7. Consider the Type of Dust Collected

Particle Size Considerations:

Different types of dust particles require different filtration techniques. For example, metal dust, wood dust, and gypsum dust all have different characteristics and particle sizes. For fine particles, filters designed specifically for fine dust should be used. Larger particles can be removed by pre-filters, reducing the burden on the main filter.

Understanding the physical properties of the dust (such as particle size, density, and moisture content) helps in selecting the most appropriate filter media.

Dust Collection Hood Design:

The design of the dust collection hood is also key to improving efficiency. The hood should be placed as close as possible to the dust source to minimize the time particles remain airborne. Proper hood design ensures that dust is captured efficiently and directed toward the dust collector.

8. Utilize Dust Collection System Monitoring

Pressure Differential Sensors:

Installing pressure differential sensors before and after the filters allows real-time monitoring of filter condition. An increase in pressure drop usually indicates filter clogging, prompting timely cleaning or replacement. Monitoring this pressure differential ensures the system operates at optimal efficiency.

Airflow Monitoring:

Airflow stability is critical for dust collection efficiency. Fluctuations in airflow can indicate issues such as duct blockages or leaks. Installing airflow sensors enables quick identification of such problems, allowing for prompt corrections to keep the system running efficiently.
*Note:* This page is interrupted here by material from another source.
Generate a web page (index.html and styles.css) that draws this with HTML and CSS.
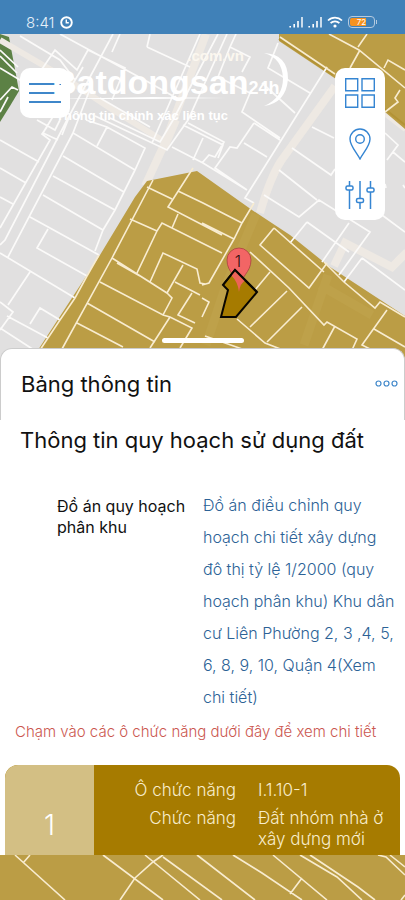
FILE: index.html
```html
<!DOCTYPE html>
<html lang="vi">
<head>
    <meta charset="UTF-8">
    <meta name="viewport" content="width=device-width, initial-scale=1.0">
    <title>Bảng thông tin quy hoạch</title>
    <link rel="stylesheet" href="styles.css">
</head>
<body>

    <!-- Status Bar -->
    <header class="status-bar">
        <div class="status-left">
            <span>8:41</span>
            <svg width="13" height="13" viewBox="0 0 13 13" fill="none" stroke="#fff">
                <circle cx="6.5" cy="6.5" r="5.3" stroke-width="1.9"/>
                <path d="M6.3 3.5v3.3h2.5" stroke-width="1.4"/>
            </svg>
        </div>
        <div class="status-right">
            <svg width="14" height="12" viewBox="0 0 14 12" stroke="#fff" stroke-width="1.6">
                <path d="M1.2 10v1.5M5.2 8v3.5M9 5v6.5"/><path d="M13 1v10.5" opacity=".9"/>
            </svg>
            <svg width="14" height="12" viewBox="0 0 14 12" stroke="#fff" stroke-width="1.6">
                <path d="M1.2 10v1.5M5.2 8v3.5M9 5v6.5"/><path d="M13 1v10.5" opacity=".9"/>
            </svg>
            <svg class="wifi" width="16" height="12" viewBox="0 0 16 12" fill="none" stroke="#fff" stroke-width="1.7">
                <path d="M1 4.5a10 10 0 0 1 14 0M3.6 7.2a6.2 6.2 0 0 1 8.8 0"/>
                <circle cx="8" cy="10" r="1.6" fill="#fff" stroke="none"/>
            </svg>
            <div class="battery"><span>72</span></div>
        </div>
    </header>

    <main class="screen">

        <!-- Planning Map -->
        <svg class="map" viewBox="0 34 405 866" preserveAspectRatio="xMidYMin slice" fill="none" aria-hidden="true">
            <rect y="34" width="405" height="866" fill="#e1e0e0"/>
            <path fill="#5c8145" d="M0 34L9 37L14 64L19 91L10 106L0 122Z"/>
            <g stroke="#eee9e3" stroke-width="8">
                <path d="M0 40L65 78L110 108L165 142" stroke-width="6"/>
                <path d="M206 34L164 145L145 186M176 120L164 148"/>
                <path d="M335 86L281 161Q270 178 260 213"/>
                <path d="M334 266L345 243L392 267L407 252"/>
                <path d="M383 113L405 130" stroke-width="4"/>
            </g>
            <g fill="#bb9d45">
                <path d="M147 181L197 171L252 210L290 235L330 267L405 316V900H0V410L38 350L100 255L135 197Z"/>
                <path d="M279 34H405V129L385 112L333 77L279 41Z"/>
            </g>
            <path stroke="#b39336" stroke-width="2" d="M279 39L333 75M385 109L405 125"/>
            <g stroke="#bea14a" stroke-width="9">
                <path d="M256 214L226 285L206 345M328 275L304 345M320 285L372 315"/>
            </g>
            <!-- parcels on grey ground -->
            <path stroke="#fbfaf9" stroke-width="1.7" d="M37 120L55 130L60 120M47 127L42 134L50 140L0 228M0 140L39 162M0 168L26 183M0 197L13 204M113 34L67 120L5 240L0 245M73 133L8 257M92 84L78 120L73 133L135 170L145 148L107 127L86 120M107 127L97 146M135 170L124 192L63 156M124 192L115 210L53 176M115 210L103 230L43 195M103 230L95 251M30 217L99 255M0 253L75 298M48 229L37 248L87 276M30 272L8 305M60 320L40 308L30 324M0 302L13 312L0 330M7 316L48 338M0 328L34 350
            M95 116L167 150L188 120L227 34M110 118L160 142L173 120L218 34M152 143L200 34M172 147L203 163L247 190M188 123L203 131L224 142L215 157L209 155L202 163M193 160L203 138M183 125L223 145L218 158
            M254 123L280 140M254 123L237 148L230 147L215 168L247 190M244 143L267 157M327 67L245 198L254 203M250 93L242 112L280 138M218 77L250 93M230 47L250 57L242 72M230 47L236 34M278 43L268 68L310 93M262 83L295 113M218 77L230 47
            M314 128L334 138M292 148L331 175L335 169M279 170L317 200M264 195L299 217L319 200L370 232L339 275M307 222L290 243M307 222L349 252M349 223L322 262M362 258L344 282M362 258L405 290M382 215L405 232M385 133L398 145L387 160M393 152L405 162M312 127L334 138M385 184L386 188M403 185L405 188
            M0 50L18 67M0 56L17 73M0 68L40 92M0 100L12 87L18 90M0 112L8 97M60 34L150 83L180 100M147 47L150 34M147 47L190 67M88 50L77 70L55 50L40 72M83 67L43 133L58 140M120 34L112 52M88 50L125 68L112 100M20 36L60 60L75 80M100 98L150 127M70 115L62 135"/>
            <!-- parcels on gold ground -->
            <path stroke="#f8ecd0" stroke-width="1.6" d="M193 168L168 207L222 235M178 191L203 203L242 223M147 187L172 199M153 180L112 258L62 349M130 219L157 231L162 223L222 253M178 214L172 228M202 223L234 239M157 231L137 273M112 258L167 293L183 265M150 282L163 253L197 269L200 283L205 284M100 282L163 315L172 298L167 293M117 263L140 276M87 303L155 342M77 323L123 347M175 282L200 295M192 293L178 315L195 323M163 315L170 317L192 328L180 348M170 317L150 348M99 255L87 276L75 298L60 320L40 350
            M254 203L242 223L234 239L209 283L202 285M202 298L209 302L202 317M274 228L260 245L309 288L327 263M274 228L324 272M250 252L289 288L324 325L327 322L357 339L352 350M270 272L255 290M287 291L250 327M302 307L267 342M237 319L265 343L283 350M335 326L322 350M324 262L344 282L375 308L380 302L405 317M387 310L362 345L372 350M374 329L405 347M205 336L245 350
            M329 34L359 50L405 88M367 34L358 47M360 50L350 68M280 37L335 74M384 68L388 60L405 70M400 90L395 98L398 102L385 112
            M15 855L65 900M30 855L23 863M103 855L163 900M163 855L153 862L135 878L120 900M145 855L200 900M163 857L222 900M197 855L255 900M233 855L262 873L302 900M273 855L327 900M302 878L290 894M300 855L337 877L362 900M310 855L358 887L375 900M378 855L386 857L405 875M390 855L405 867M401 900L405 895"/>
            <!-- marker with the selected parcel -->
            <path fill="#f26565" stroke="#a84340" stroke-width=".8" d="M239 290C238 276 227 273 227 260A12 12 0 0 1 251 260C251 273 240 276 239 290Z"/>
            <path fill="#a67b00" stroke="#090600" stroke-width="2" d="M235 270L257 292L236 317H221L228 290L223 285Z"/>
            <path fill="#ed6357" d="M231 275L235 270L246 280Q240 283 239 292Q238 282 231 275Z"/>
            <path stroke="#090600" stroke-width="2" d="M223 285L235 270L257 292"/>
            <text class="pin-label" x="238" y="267" text-anchor="middle">1</text>
        </svg>

        <!-- Floating Controls -->
        <div class="map-tools">
            <button class="tool menu" aria-label="Menu">
                <svg width="32" height="22" viewBox="0 0 32 22" stroke="#3f87ca" stroke-width="1.8">
                    <path d="M0 2h32M0 11h32M0 20h32"/>
                </svg>
            </button>
            <div class="tool-group">
                <button class="tool" aria-label="Lớp bản đồ">
                    <svg width="30" height="30" viewBox="0 0 30 30" fill="none" stroke="#3585d2" stroke-width="1.4">
                        <path d="M.7.7h12v12H.7zM17 .7h12.3v12H17zM.7 17h12v12.3H.7zM17 17h12.3v12.3H17z"/>
                    </svg>
                </button>
                <button class="tool" aria-label="Vị trí">
                    <svg width="22" height="32" viewBox="0 0 22 32" fill="none" stroke="#3585d2" stroke-width="1.4">
                        <path d="M11 31C8 25 1 18 1 11a10 10 0 0 1 20 0c0 7-7 14-10 20z"/>
                        <circle cx="11" cy="11" r="4.3"/>
                    </svg>
                </button>
                <button class="tool" aria-label="Bộ lọc">
                    <svg width="30" height="30" viewBox="0 0 30 30" fill="none" stroke="#3585d2" stroke-width="1.5">
                        <path d="M4.5 1v5M4.5 10v19M15 1v17.5M15 22.5V29M25.5 1v7M25.5 12v17"/>
                        <rect x="1" y="6" width="7" height="4" rx="1.5"/>
                        <rect x="11.5" y="18.5" width="7" height="4" rx="1.5"/>
                        <rect x="22" y="8" width="7" height="4" rx="1.5"/>
                    </svg>
                </button>
            </div>
        </div>

        <!-- Brand Overlay -->
        <div class="brand">
            <span class="brand-domain">.com.vn</span>
            <span class="brand-name">Batdongsan<span class="brand-24">24h</span></span>
            <span class="brand-slogan">Thông tin chính xác liên tục</span>
            <svg class="brand-swoosh" width="238" height="70" viewBox="0 0 238 70" fill="#fff" aria-hidden="true">
                <path d="M212 5Q236 6 236 31Q234 55 212 58Q231 50 231 30Q230 10 212 5Z"/>
                <path d="M0 51L100 49L175 50L100 51Z"/>
            </svg>
        </div>

        <!-- Information Sheet -->
        <section class="sheet">
            <span class="handle"></span>
            <div class="sheet-header">
                <h1>Bảng thông tin</h1>
                <button class="more" aria-label="Thêm">
                    <svg width="23" height="7" viewBox="0 0 23 7" fill="none" stroke="#3f87ca" stroke-width="1.2">
                        <circle cx="3.5" cy="3.5" r="2.5"/><circle cx="11.5" cy="3.5" r="2.5"/><circle cx="19.5" cy="3.5" r="2.5"/>
                    </svg>
                </button>
            </div>
            <div class="sheet-body">
                <h2>Thông tin quy hoạch sử dụng đất</h2>
                <dl class="plan">
                    <dt>Đồ án quy hoạch phân khu</dt>
                    <dd><a href="#">Đồ án điều chỉnh quy<br>
                        hoạch chi tiết xây dựng<br>
                        đô thị tỷ lệ 1/2000 (quy<br>
                        hoạch phân khu) Khu dân<br>
                        cư Liên Phường 2, 3 ,4, 5,<br>
                        6, 8, 9, 10, Quận 4(Xem<br>
                        chi tiết)</a></dd>
                </dl>
                <p class="hint">Chạm vào các ô chức năng dưới đây để xem chi tiết</p>
                <article class="zone">
                    <div class="zone-number">1</div>
                    <dl class="zone-info">
                        <dt>Ô chức năng</dt>
                        <dd>I.1.10-1</dd>
                        <dt>Chức năng</dt>
                        <dd>Đất nhóm nhà ở xây dựng mới</dd>
                    </dl>
                </article>
            </div>
        </section>
    </main>

</body>
</html>
```
FILE: styles.css
```css
* {
    box-sizing: border-box;
}

body {
    margin: 0;
    height: 100vh;
    display: flex;
    flex-direction: column;
    overflow: hidden;
    font-family: Inter, "Noto Sans", sans-serif;
    color: #111;
}

h1, h2, p, dl, dd {
    margin: 0;
}

button {
    padding: 0;
    border: 0;
    background: none;
    cursor: pointer;
}

svg {
    display: block;
}

/* Status Bar */
.status-bar {
    display: flex;
    flex: none;
    justify-content: space-between;
    align-items: flex-end;
    height: 34px;
    padding: 0 30px 4px 26px;
    background: #4081b8;
    color: #e5f0f8;
}

.status-left,
.status-right {
    display: flex;
    align-items: center;
    gap: 5px;
    height: 16px;
}

.status-left {
    font-size: 15px;
    font-weight: 300;
}

.battery {
    position: relative;
    width: 27px;
    height: 12px;
    border: 1px solid #b5cbe0;
    border-radius: 4px;
    padding: 1px;
    background: linear-gradient(90deg, #f6921e 70%, transparent 70%) content-box;
    color: #fff;
    font-size: 8px;
    line-height: 8px;
    text-align: center;
}

.battery::after {
    content: "";
    position: absolute;
    right: -3px;
    top: 3px;
    width: 1px;
    height: 4px;
    background: #b5cbe0;
}

/* Map */
.screen {
    position: relative;
    display: flex;
    flex: 1;
    flex-direction: column;
    min-height: 0;
    padding-bottom: 45px;
}

.map {
    position: absolute;
    inset: 0;
    width: 100%;
    height: 100%;
}

.pin-label {
    font-size: 16px;
    font-weight: 300;
    fill: #2b1010;
}

/* Floating Controls */
.map-tools {
    position: relative;
    display: flex;
    flex: none;
    justify-content: space-between;
    align-items: flex-start;
    height: 314px;
    padding: 34px 20px 0;
}

.tool {
    display: grid;
    place-items: center;
    width: 50px;
    height: 50px;
}

.menu {
    border-radius: 10px;
    background: #fff;
}

.tool-group {
    display: grid;
    gap: 1px;
    border-radius: 10px;
    background: #fff;
}

/* Brand Overlay */
.brand {
    position: absolute;
    top: 14px;
    left: 52px;
    width: 238px;
    color: #fff;
    font-family: "Liberation Sans", sans-serif;
    font-weight: bold;
    white-space: nowrap;
    pointer-events: none;
}

.brand span {
    display: block;
}

.brand-domain {
    padding-right: 46px;
    font-size: 15px;
    line-height: 16px;
    text-align: right;
    color: #fbf7ef;
}

.brand-name {
    font-size: 34px;
    line-height: 36px;
}

.brand .brand-24 {
    display: inline;
    font-size: 18px;
}

.brand-slogan {
    padding: 2px 0 0 4px;
    font-size: 13px;
    line-height: 16px;
}

.brand-swoosh {
    position: absolute;
    top: 0;
    left: 0;
}

/* Information Sheet */
.sheet {
    position: relative;
    display: flex;
    flex: 1;
    flex-direction: column;
    min-height: 0;
}

.handle {
    position: absolute;
    top: -10px;
    left: 50%;
    width: 82px;
    height: 5px;
    border-radius: 3px;
    background: #fff;
    transform: translateX(-50%);
}

.sheet-header {
    display: flex;
    flex: none;
    justify-content: space-between;
    align-items: center;
    height: 72px;
    padding: 0 6px 2px 20px;
    border: 1px solid #ccc;
    border-bottom: 0;
    border-radius: 12px 12px 0 0;
    background: #fff;
}

h1, h2 {
    font-size: 22px;
    font-weight: 400;
    line-height: 32px;
}

.sheet-body {
    flex: 1;
    min-height: 0;
    padding-top: 4px;
    overflow: hidden;
    background: #fff;
}

h2 {
    padding-left: 20px;
}

/* Plan name */
.plan {
    display: grid;
    grid-template-columns: 134px 1fr;
    column-gap: 12px;
    padding: 33px 0 0 57px;
    font-size: 16px;
}

.plan dt {
    padding-top: 7px;
    line-height: 21px;
}

.plan dd {
    font-weight: 300;
    line-height: 32px;
}

.plan a {
    color: #2c6296;
    text-decoration: none;
}

.hint {
    padding: 3px 0 0 15px;
    color: #cb5750;
    font-size: 15px;
    font-weight: 300;
    line-height: 32px;
}

/* Zone card */
.zone {
    display: flex;
    margin: 17px 5px 0;
    border-radius: 13px;
    overflow: hidden;
    background: #a67b00;
    color: #f8edcd;
    font-weight: 300;
}

.zone-number {
    display: grid;
    place-items: center;
    width: 89px;
    background: #d3bf84;
    color: #fff;
    font-size: 28px;
}

.zone-info {
    display: grid;
    flex: 1;
    grid-template-columns: 142px 1fr;
    gap: 7px 22px;
    padding: 15px 12px 35px 0;
    font-size: 17px;
    line-height: 21px;
}

.zone-info dt {
    text-align: right;
}
```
Real-Time Dust Load Monitoring:

Dust load sensors monitor the amount of dust entering the system. High dust load can indicate that the filters are nearing saturation or that the system's capacity is insufficient. By tracking dust load, you can proactively clean or replace filters before they become ineffective.

9. Consider Filter Replacement Frequency

Scheduled Filter Replacement:

Even with the best maintenance practices, filters will eventually degrade. Setting a regular replacement schedule ensures the system maintains high efficiency over time. In high-load or heavily contaminated environments, filters may need to be replaced more frequently.

Performance-Based Replacement:

Rather than relying on a fixed schedule, filters can be replaced based on performance metrics, such as pressure differential or airflow. This approach is more flexible and ensures that filters are replaced only when necessary, preventing premature replacements or continued use after they’ve become ineffective.